Oil prices eased below $69 today after the United States decided to loan crude from its strategic reserves in the wake of Hurricane Katrina
The United States also temporarily eased environmental fuel regulations in an effort to head off shortages, but dealers were unconvinced the measures would rein in record fuel prices.
US crude traded 14 cents lower at $68.80 a barrel by early this morning, after ending 87 cents weaker last night. London Brent crude shed 32 cents at $66.70 a barrel in electronic trade.
Gasoline futures on the New York Mercantile Exchange jumped 4.48 cents or 2 per cent to $2.3001 a gallon in the new front-month October contract, after September gasoline hit record highs and expired a hefty 14 cents up on Wednesday.
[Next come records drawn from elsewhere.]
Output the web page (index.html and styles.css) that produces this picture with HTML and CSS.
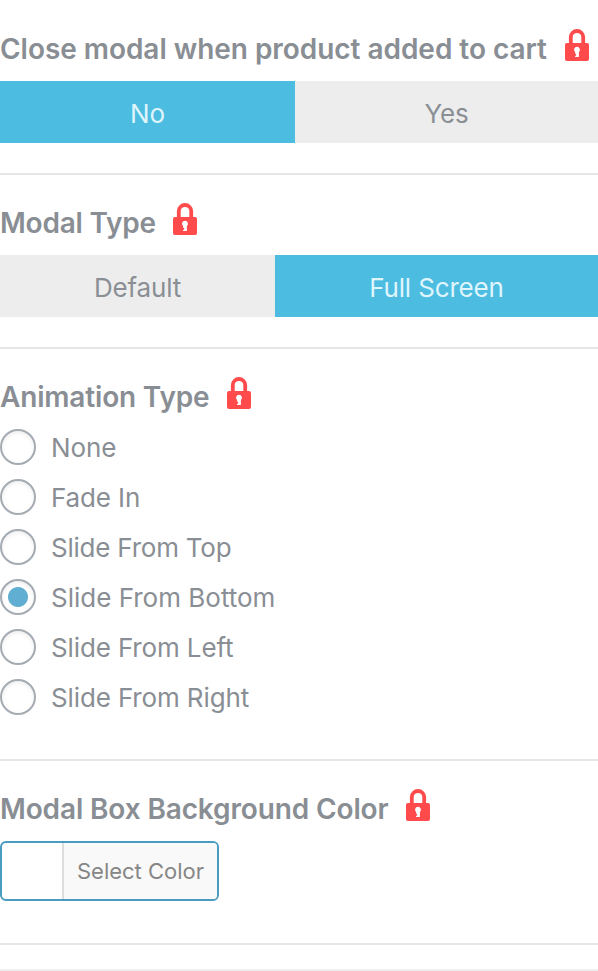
FILE: index.html
```html
<!DOCTYPE html>
<html lang="en"><head><meta charset="utf-8"><title>Modal settings</title><link rel="stylesheet" href="styles.css"></head>
<body>
<svg class="defs"><symbol id="lock" viewBox="0 0 26 34"><path d="M6.8 15V8a6.2 6 0 0 1 12.4 0V15" fill="none" stroke="currentColor" stroke-width="3.8"/><rect x="1" y="14" width="24" height="18" rx="2" fill="currentColor"/><path d="M13 17.8a3 3 0 0 1 1.9 5.3V28h-3.8v-1.2h1v-2h-1v-1.7a3 3 0 0 1 1.9-5.3z" fill="#fff"/></symbol></svg>
<section class="field first"><h3 class="title"><span class="t1">Close modal when product added to cart</span><svg class="lock"><use href="#lock"/></svg></h3>
<div class="switch close"><span class="option active">No</span><span class="option">Yes</span></div></section>
<section class="field"><h3 class="title"><span class="t2">Modal Type</span><svg class="lock"><use href="#lock"/></svg></h3>
<div class="switch type"><span class="option">Default</span><span class="option active">Full Screen</span></div></section>
<section class="field animation"><h3 class="title"><span class="t3">Animation Type</span><svg class="lock"><use href="#lock"/></svg></h3>
<div class="radios">
<label class="radio"><i class="dot"></i>None</label>
<label class="radio"><i class="dot"></i>Fade In</label>
<label class="radio top"><i class="dot"></i>Slide From Top</label>
<label class="radio bottom"><i class="dot checked"></i>Slide From Bottom</label>
<label class="radio"><i class="dot"></i>Slide From Left</label>
<label class="radio"><i class="dot"></i>Slide From Right</label>
</div></section>
<section class="field color"><h3 class="title"><span class="t4">Modal Box Background Color</span><svg class="lock"><use href="#lock"/></svg></h3>
<button class="picker"><span class="swatch"></span><span class="label">Select Color</span></button></section>
<div class="end"></div>
</body></html>
```
FILE: styles.css
```css
* { box-sizing: border-box; }
body { margin: 0; background: #fff; color: #898e94; font-family: Inter, sans-serif; overflow: hidden; }
.defs { display: none; }
.field { height: 174px; padding-top: 27px; border-bottom: 2px solid #e6e6e6; }
.first { height: 175px; padding-top: 28px; }
.animation { height: 412px; }
.color { height: 184px; }
.title { display: flex; height: 53px; margin: 0; font-size: 28px; line-height: 43px; font-weight: 600; white-space: nowrap; }
.title span { flex: none; }
.t1 { width: 564px; letter-spacing: -0.04px; }
.t2 { width: 172px; letter-spacing: -0.22px; }
.t3 { width: 226px; letter-spacing: -0.17px; }
.t4 { width: 405px; letter-spacing: -0.13px; }
.lock { width: 26px; height: 34px; margin-top: 1px; color: #ff4b4b; flex: none; }
.switch { display: grid; height: 62px; font-size: 26px; line-height: 66px; text-align: center; letter-spacing: -0.15px; }
.close { grid-template-columns: 295px 303px; }
.type { grid-template-columns: 275px 323px; }
.option { height: 62px; background: #ededed; color: #8a8f95; }
.active { background: #4dbce1; color: #dff5fc; }
.radios { margin-top: -7px; }
.radio { display: flex; align-items: center; height: 50px; font-size: 26px; letter-spacing: -0.13px; }
.top { letter-spacing: -0.23px; }
.bottom { letter-spacing: 0; }
.dot { width: 36px; height: 36px; margin-right: 15px; border: 2px solid #a4abb2; border-radius: 50%; box-shadow: inset 0 2px 4px #0001; }
.checked { background: radial-gradient(circle, #60afd2 9.5px, transparent 10.5px); }
.picker { display: flex; width: 219px; height: 60px; padding: 0; border: 2px solid #4a9bc0; border-radius: 6px; background: #fff; overflow: hidden; }
.swatch { width: 60px; }
.label { flex: 1; border-left: 2px solid #ddd; background: #f9f9f9; color: #868686; font: 22px/57px Inter, sans-serif; }
.end { height: 26px; border-bottom: 2px solid #eee; }
```
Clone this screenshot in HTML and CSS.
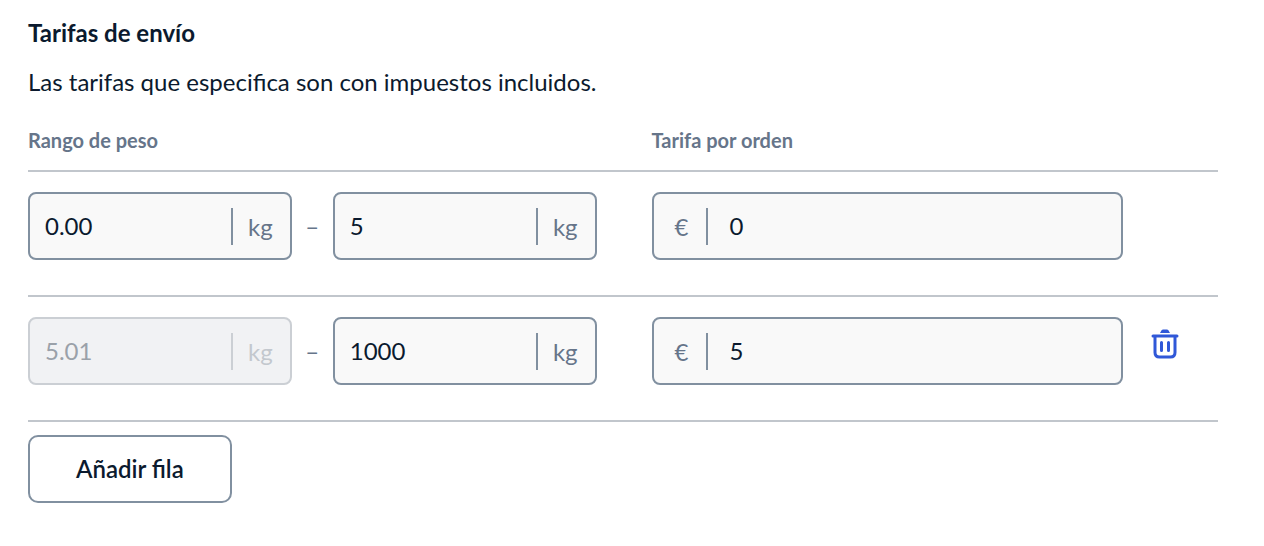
FILE: index.html
```html
<!DOCTYPE html>
<html lang="es">
<head>
<meta charset="utf-8">
<meta name="viewport" content="width=device-width, initial-scale=1">
<title>Tarifas de envío</title>
<link rel="stylesheet" href="styles.css">
</head>
<body>
<main class="rates">
  <h1 class="title">Tarifas de envío</h1>
  <p class="intro">Las tarifas que especifica son con impuestos incluidos.</p>
  <table class="table">
    <colgroup><col class="col-range"><col class="col-rate"><col class="col-action"></colgroup>
    <thead>
      <tr><th scope="col">Rango de peso</th><th scope="col">Tarifa por orden</th><td></td></tr>
    </thead>
    <tbody>
      <tr>
        <td>
          <div class="range">
            <label class="field"><input class="input" aria-label="Peso mínimo" value="0.00"><span class="unit">kg</span></label>
            <span class="dash">–</span>
            <label class="field"><input class="input" aria-label="Peso máximo" value="5"><span class="unit">kg</span></label>
          </div>
        </td>
        <td><label class="field"><span class="currency">€</span><input class="input" aria-label="Tarifa" value="0"></label></td>
        <td></td>
      </tr>
      <tr>
        <td>
          <div class="range">
            <label class="field disabled"><input class="input" aria-label="Peso mínimo" value="5.01" disabled><span class="unit">kg</span></label>
            <span class="dash">–</span>
            <label class="field"><input class="input" aria-label="Peso máximo" value="1000"><span class="unit">kg</span></label>
          </div>
        </td>
        <td><label class="field"><span class="currency">€</span><input class="input" aria-label="Tarifa" value="5"></label></td>
        <td>
          <button class="delete" type="button" aria-label="Eliminar fila">
            <svg width="28" height="30" viewBox="0 0 28 30" fill="none" stroke="currentColor" stroke-width="3" stroke-linecap="round" stroke-linejoin="round">
              <path fill="currentColor" stroke="none" d="M9 4L10.400 1.600Q11 0.500 12.200 0.500H15.800Q17 0.500 17.600 1.600L19 4Z"/>
              <path d="M2 7H26M4 7.500V23.500Q4 28 8.500 28H19.500Q24 28 24 23.500V7.500"/>
              <path d="M10.500 13.500V21.500M17.500 13.500V21.500"/>
            </svg>
          </button>
        </td>
      </tr>
    </tbody>
  </table>
  <button class="add" type="button">Añadir fila</button>
</main>
</body>
</html>
```
FILE: styles.css
```css
* {
  box-sizing: border-box;
}

body {
  margin: 0;
  background: #fff;
  color: #0b1a2e;
  font: 24px/32px Lato, sans-serif;
}

.rates {
  padding: 17px 46px 44px 28px;
}

.title {
  margin: 0;
  font-size: 24px;
  line-height: 32px;
  font-weight: 700;
}

.intro {
  margin: 17px 0 0;
}

.table {
  width: 100%;
  margin-top: 17px;
  border-collapse: separate;
  border-spacing: 0;
  table-layout: fixed;
}

.col-range {
  width: 52.4%;
}

.col-rate {
  width: 39.6%;
}

.table th,
.table td {
  padding: 0;
  border-bottom: 2px solid #c1c6cc;
  text-align: left;
  vertical-align: top;
}

.table th {
  height: 57px;
  padding-top: 9px;
  color: #66758a;
  font-size: 20px;
  line-height: 32px;
  font-weight: 700;
}

.table tbody td {
  height: 125px;
  padding-top: 20px;
}

.range {
  display: flex;
  align-items: center;
  padding-right: 55px;
}

.field {
  display: flex;
  flex: 1;
  align-items: center;
  min-width: 0;
  height: 68px;
  border: 2px solid #8190a0;
  border-radius: 8px;
  background: #f9f9f9;
}

.input {
  flex: 1;
  min-width: 0;
  padding: 0 15px;
  border: 0;
  outline: 0;
  background: transparent;
  color: inherit;
  font: inherit;
}

.unit,
.currency {
  color: #66758a;
}

.unit {
  padding: 3px 17px 2px 15px;
  border-left: 2px solid #8190a0;
}

.currency {
  margin-right: 6px;
  padding: 3px 18px 2px 21px;
  border-right: 2px solid #8190a0;
}

.dash {
  width: 41px;
  color: #66758a;
  text-align: center;
}

.disabled {
  border-color: #cbcfd4;
  background: #f1f2f4;
  color: #9aa1a9;
}

.disabled .unit {
  border-color: #cbcfd4;
  color: #c3c8ce;
}

.delete {
  display: block;
  margin: 12px 0 0 28px;
  padding: 0;
  border: 0;
  background: none;
  color: #3058d8;
  cursor: pointer;
}

.delete svg {
  display: block;
}

.add {
  display: block;
  height: 68px;
  margin-top: 13px;
  padding: 0 46px;
  border: 2px solid #8190a0;
  border-radius: 10px;
  background: #fff;
  color: inherit;
  font: inherit;
  font-weight: 600;
  cursor: pointer;
}
```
As much as 20 million to 40 million barrels of refinery throughput could be lost as the storm damage is repaired, including 14 million to 28 million barrels of gasoline, Barclays Capital estimates. That would further drain motor fuel stockpiles that already stand 7 per cent below last year's levels.
Hurricane Katrina has shut down nine refineries in the region, straining an industry that has been working nearly flat out this year to satisfy growing demand for consumer fuels.
It also shut 91 per cent of the normal 1.5 million barrels per day f Gulf of Mexico crude production and 83 per cent of the normal 10 billion cubic feet of natural gas output.